Write out each line that follows exactly as it stands, without the pictures.
===== Data shown =====
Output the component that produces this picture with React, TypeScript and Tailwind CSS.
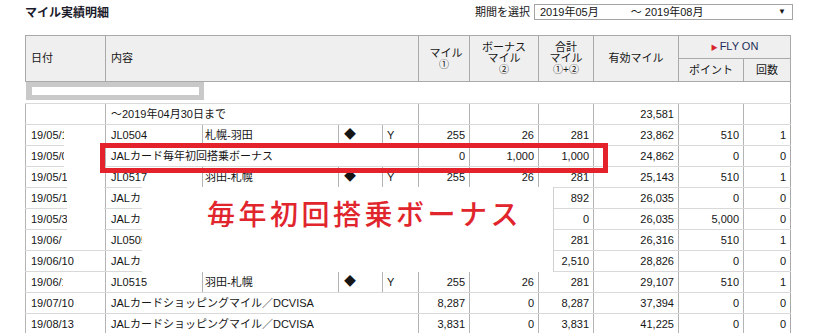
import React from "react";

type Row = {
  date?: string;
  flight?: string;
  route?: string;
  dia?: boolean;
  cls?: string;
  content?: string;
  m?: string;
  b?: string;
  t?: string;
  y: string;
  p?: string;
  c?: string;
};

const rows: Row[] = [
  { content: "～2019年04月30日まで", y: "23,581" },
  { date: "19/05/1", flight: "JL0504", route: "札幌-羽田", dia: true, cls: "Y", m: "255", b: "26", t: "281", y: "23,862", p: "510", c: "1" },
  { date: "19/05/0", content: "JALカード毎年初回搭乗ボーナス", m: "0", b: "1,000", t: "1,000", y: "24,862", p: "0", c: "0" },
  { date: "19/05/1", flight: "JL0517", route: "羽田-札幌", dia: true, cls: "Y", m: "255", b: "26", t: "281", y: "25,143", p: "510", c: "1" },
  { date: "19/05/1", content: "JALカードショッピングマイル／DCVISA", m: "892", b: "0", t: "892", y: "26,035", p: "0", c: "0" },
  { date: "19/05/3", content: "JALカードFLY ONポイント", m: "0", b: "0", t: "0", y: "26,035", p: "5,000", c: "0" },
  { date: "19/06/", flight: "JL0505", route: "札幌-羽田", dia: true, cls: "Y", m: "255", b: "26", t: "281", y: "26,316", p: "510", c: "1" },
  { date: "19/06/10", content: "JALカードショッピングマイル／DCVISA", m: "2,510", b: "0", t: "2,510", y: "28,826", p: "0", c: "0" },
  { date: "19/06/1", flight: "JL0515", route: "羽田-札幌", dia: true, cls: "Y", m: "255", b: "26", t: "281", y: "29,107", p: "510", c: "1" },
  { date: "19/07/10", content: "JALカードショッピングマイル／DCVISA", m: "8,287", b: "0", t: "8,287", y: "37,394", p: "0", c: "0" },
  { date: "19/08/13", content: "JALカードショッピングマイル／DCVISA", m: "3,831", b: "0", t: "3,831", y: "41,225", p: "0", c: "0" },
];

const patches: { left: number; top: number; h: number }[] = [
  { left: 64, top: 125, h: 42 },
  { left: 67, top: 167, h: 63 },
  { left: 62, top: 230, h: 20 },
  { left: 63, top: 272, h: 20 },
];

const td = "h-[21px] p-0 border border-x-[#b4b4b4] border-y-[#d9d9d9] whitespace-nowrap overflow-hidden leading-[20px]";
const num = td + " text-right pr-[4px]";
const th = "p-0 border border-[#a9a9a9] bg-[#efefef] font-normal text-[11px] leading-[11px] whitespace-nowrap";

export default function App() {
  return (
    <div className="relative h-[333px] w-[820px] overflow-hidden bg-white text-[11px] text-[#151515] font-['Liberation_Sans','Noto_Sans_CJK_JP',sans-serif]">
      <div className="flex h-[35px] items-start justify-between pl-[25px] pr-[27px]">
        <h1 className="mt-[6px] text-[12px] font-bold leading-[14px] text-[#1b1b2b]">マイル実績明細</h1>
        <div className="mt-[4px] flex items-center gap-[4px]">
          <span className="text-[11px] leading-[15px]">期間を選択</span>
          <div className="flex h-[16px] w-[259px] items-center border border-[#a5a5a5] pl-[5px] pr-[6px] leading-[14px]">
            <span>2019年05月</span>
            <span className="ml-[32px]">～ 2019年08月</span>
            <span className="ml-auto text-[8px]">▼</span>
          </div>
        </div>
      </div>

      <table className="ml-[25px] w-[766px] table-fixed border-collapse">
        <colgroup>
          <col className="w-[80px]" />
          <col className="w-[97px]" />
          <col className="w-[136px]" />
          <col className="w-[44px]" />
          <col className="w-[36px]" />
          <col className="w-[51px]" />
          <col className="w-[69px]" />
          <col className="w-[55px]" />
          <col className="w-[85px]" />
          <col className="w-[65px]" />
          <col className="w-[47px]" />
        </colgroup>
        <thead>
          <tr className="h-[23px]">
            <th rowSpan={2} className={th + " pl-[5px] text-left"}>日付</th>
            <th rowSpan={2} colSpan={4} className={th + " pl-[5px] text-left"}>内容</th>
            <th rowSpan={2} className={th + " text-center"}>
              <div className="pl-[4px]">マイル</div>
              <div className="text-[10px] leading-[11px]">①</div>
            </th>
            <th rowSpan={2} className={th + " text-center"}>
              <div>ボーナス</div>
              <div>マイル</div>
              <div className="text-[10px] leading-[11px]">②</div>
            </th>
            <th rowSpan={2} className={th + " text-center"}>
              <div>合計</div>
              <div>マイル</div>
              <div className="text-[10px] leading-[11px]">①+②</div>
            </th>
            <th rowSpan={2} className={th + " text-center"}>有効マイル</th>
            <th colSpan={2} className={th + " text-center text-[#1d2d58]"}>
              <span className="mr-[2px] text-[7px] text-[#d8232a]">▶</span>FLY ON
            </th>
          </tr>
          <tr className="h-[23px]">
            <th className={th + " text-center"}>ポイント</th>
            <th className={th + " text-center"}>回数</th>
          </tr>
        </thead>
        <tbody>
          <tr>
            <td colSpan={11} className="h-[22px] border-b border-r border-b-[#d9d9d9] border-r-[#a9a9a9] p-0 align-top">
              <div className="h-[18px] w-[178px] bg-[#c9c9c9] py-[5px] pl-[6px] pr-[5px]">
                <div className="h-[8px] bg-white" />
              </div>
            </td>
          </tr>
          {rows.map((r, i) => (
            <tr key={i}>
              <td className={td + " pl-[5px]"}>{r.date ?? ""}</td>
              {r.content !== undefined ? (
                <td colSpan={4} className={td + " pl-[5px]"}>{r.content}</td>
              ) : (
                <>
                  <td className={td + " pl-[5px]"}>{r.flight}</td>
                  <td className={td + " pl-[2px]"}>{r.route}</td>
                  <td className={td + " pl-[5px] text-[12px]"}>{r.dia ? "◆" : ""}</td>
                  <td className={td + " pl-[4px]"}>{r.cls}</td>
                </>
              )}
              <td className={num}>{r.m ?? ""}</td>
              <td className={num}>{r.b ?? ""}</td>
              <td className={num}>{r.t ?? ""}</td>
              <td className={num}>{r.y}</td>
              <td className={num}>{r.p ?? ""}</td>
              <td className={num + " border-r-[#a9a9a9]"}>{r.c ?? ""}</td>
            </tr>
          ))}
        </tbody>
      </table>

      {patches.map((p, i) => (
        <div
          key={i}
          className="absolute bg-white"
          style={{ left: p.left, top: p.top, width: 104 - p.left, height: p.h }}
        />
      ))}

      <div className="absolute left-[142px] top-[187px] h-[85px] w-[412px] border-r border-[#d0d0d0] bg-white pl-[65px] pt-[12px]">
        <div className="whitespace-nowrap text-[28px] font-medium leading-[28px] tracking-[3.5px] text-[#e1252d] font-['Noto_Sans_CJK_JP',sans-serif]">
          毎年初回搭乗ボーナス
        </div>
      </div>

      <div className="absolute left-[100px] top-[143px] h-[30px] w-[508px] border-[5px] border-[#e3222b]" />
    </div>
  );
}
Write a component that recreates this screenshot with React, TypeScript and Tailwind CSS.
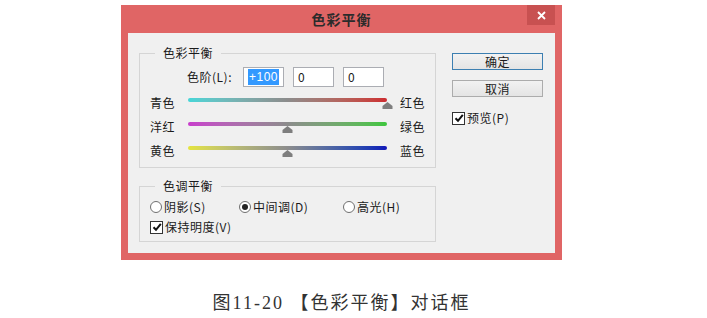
=====
Written answer
Output the component that produces this picture with React, TypeScript and Tailwind CSS.
import React from "react";

type Row = {
  date?: string;
  flight?: string;
  route?: string;
  dia?: boolean;
  cls?: string;
  content?: string;
  m?: string;
  b?: string;
  t?: string;
  y: string;
  p?: string;
  c?: string;
};

const rows: Row[] = [
  { content: "～2019年04月30日まで", y: "23,581" },
  { date: "19/05/1", flight: "JL0504", route: "札幌-羽田", dia: true, cls: "Y", m: "255", b: "26", t: "281", y: "23,862", p: "510", c: "1" },
  { date: "19/05/0", content: "JALカード毎年初回搭乗ボーナス", m: "0", b: "1,000", t: "1,000", y: "24,862", p: "0", c: "0" },
  { date: "19/05/1", flight: "JL0517", route: "羽田-札幌", dia: true, cls: "Y", m: "255", b: "26", t: "281", y: "25,143", p: "510", c: "1" },
  { date: "19/05/1", content: "JALカードショッピングマイル／DCVISA", m: "892", b: "0", t: "892", y: "26,035", p: "0", c: "0" },
  { date: "19/05/3", content: "JALカードFLY ONポイント", m: "0", b: "0", t: "0", y: "26,035", p: "5,000", c: "0" },
  { date: "19/06/", flight: "JL0505", route: "札幌-羽田", dia: true, cls: "Y", m: "255", b: "26", t: "281", y: "26,316", p: "510", c: "1" },
  { date: "19/06/10", content: "JALカードショッピングマイル／DCVISA", m: "2,510", b: "0", t: "2,510", y: "28,826", p: "0", c: "0" },
  { date: "19/06/1", flight: "JL0515", route: "羽田-札幌", dia: true, cls: "Y", m: "255", b: "26", t: "281", y: "29,107", p: "510", c: "1" },
  { date: "19/07/10", content: "JALカードショッピングマイル／DCVISA", m: "8,287", b: "0", t: "8,287", y: "37,394", p: "0", c: "0" },
  { date: "19/08/13", content: "JALカードショッピングマイル／DCVISA", m: "3,831", b: "0", t: "3,831", y: "41,225", p: "0", c: "0" },
];

const patches: { left: number; top: number; h: number }[] = [
  { left: 64, top: 125, h: 42 },
  { left: 67, top: 167, h: 63 },
  { left: 62, top: 230, h: 20 },
  { left: 63, top: 272, h: 20 },
];

const td = "h-[21px] p-0 border border-x-[#b4b4b4] border-y-[#d9d9d9] whitespace-nowrap overflow-hidden leading-[20px]";
const num = td + " text-right pr-[4px]";
const th = "p-0 border border-[#a9a9a9] bg-[#efefef] font-normal text-[11px] leading-[11px] whitespace-nowrap";

export default function App() {
  return (
    <div className="relative h-[333px] w-[820px] overflow-hidden bg-white text-[11px] text-[#151515] font-['Liberation_Sans','Noto_Sans_CJK_JP',sans-serif]">
      <div className="flex h-[35px] items-start justify-between pl-[25px] pr-[27px]">
        <h1 className="mt-[6px] text-[12px] font-bold leading-[14px] text-[#1b1b2b]">マイル実績明細</h1>
        <div className="mt-[4px] flex items-center gap-[4px]">
          <span className="text-[11px] leading-[15px]">期間を選択</span>
          <div className="flex h-[16px] w-[259px] items-center border border-[#a5a5a5] pl-[5px] pr-[6px] leading-[14px]">
            <span>2019年05月</span>
            <span className="ml-[32px]">～ 2019年08月</span>
            <span className="ml-auto text-[8px]">▼</span>
          </div>
        </div>
      </div>

      <table className="ml-[25px] w-[766px] table-fixed border-collapse">
        <colgroup>
          <col className="w-[80px]" />
          <col className="w-[97px]" />
          <col className="w-[136px]" />
          <col className="w-[44px]" />
          <col className="w-[36px]" />
          <col className="w-[51px]" />
          <col className="w-[69px]" />
          <col className="w-[55px]" />
          <col className="w-[85px]" />
          <col className="w-[65px]" />
          <col className="w-[47px]" />
        </colgroup>
        <thead>
          <tr className="h-[23px]">
            <th rowSpan={2} className={th + " pl-[5px] text-left"}>日付</th>
            <th rowSpan={2} colSpan={4} className={th + " pl-[5px] text-left"}>内容</th>
            <th rowSpan={2} className={th + " text-center"}>
              <div className="pl-[4px]">マイル</div>
              <div className="text-[10px] leading-[11px]">①</div>
            </th>
            <th rowSpan={2} className={th + " text-center"}>
              <div>ボーナス</div>
              <div>マイル</div>
              <div className="text-[10px] leading-[11px]">②</div>
            </th>
            <th rowSpan={2} className={th + " text-center"}>
              <div>合計</div>
              <div>マイル</div>
              <div className="text-[10px] leading-[11px]">①+②</div>
            </th>
            <th rowSpan={2} className={th + " text-center"}>有効マイル</th>
            <th colSpan={2} className={th + " text-center text-[#1d2d58]"}>
              <span className="mr-[2px] text-[7px] text-[#d8232a]">▶</span>FLY ON
            </th>
          </tr>
          <tr className="h-[23px]">
            <th className={th + " text-center"}>ポイント</th>
            <th className={th + " text-center"}>回数</th>
          </tr>
        </thead>
        <tbody>
          <tr>
            <td colSpan={11} className="h-[22px] border-b border-r border-b-[#d9d9d9] border-r-[#a9a9a9] p-0 align-top">
              <div className="h-[18px] w-[178px] bg-[#c9c9c9] py-[5px] pl-[6px] pr-[5px]">
                <div className="h-[8px] bg-white" />
              </div>
            </td>
          </tr>
          {rows.map((r, i) => (
            <tr key={i}>
              <td className={td + " pl-[5px]"}>{r.date ?? ""}</td>
              {r.content !== undefined ? (
                <td colSpan={4} className={td + " pl-[5px]"}>{r.content}</td>
              ) : (
                <>
                  <td className={td + " pl-[5px]"}>{r.flight}</td>
                  <td className={td + " pl-[2px]"}>{r.route}</td>
                  <td className={td + " pl-[5px] text-[12px]"}>{r.dia ? "◆" : ""}</td>
                  <td className={td + " pl-[4px]"}>{r.cls}</td>
                </>
              )}
              <td className={num}>{r.m ?? ""}</td>
              <td className={num}>{r.b ?? ""}</td>
              <td className={num}>{r.t ?? ""}</td>
              <td className={num}>{r.y}</td>
              <td className={num}>{r.p ?? ""}</td>
              <td className={num + " border-r-[#a9a9a9]"}>{r.c ?? ""}</td>
            </tr>
          ))}
        </tbody>
      </table>

      {patches.map((p, i) => (
        <div
          key={i}
          className="absolute bg-white"
          style={{ left: p.left, top: p.top, width: 104 - p.left, height: p.h }}
        />
      ))}

      <div className="absolute left-[142px] top-[187px] h-[85px] w-[412px] border-r border-[#d0d0d0] bg-white pl-[65px] pt-[12px]">
        <div className="whitespace-nowrap text-[28px] font-medium leading-[28px] tracking-[3.5px] text-[#e1252d] font-['Noto_Sans_CJK_JP',sans-serif]">
          毎年初回搭乗ボーナス
        </div>
      </div>

      <div className="absolute left-[100px] top-[143px] h-[30px] w-[508px] border-[5px] border-[#e3222b]" />
    </div>
  );
}
Write a component that recreates this screenshot with React, TypeScript and Tailwind CSS.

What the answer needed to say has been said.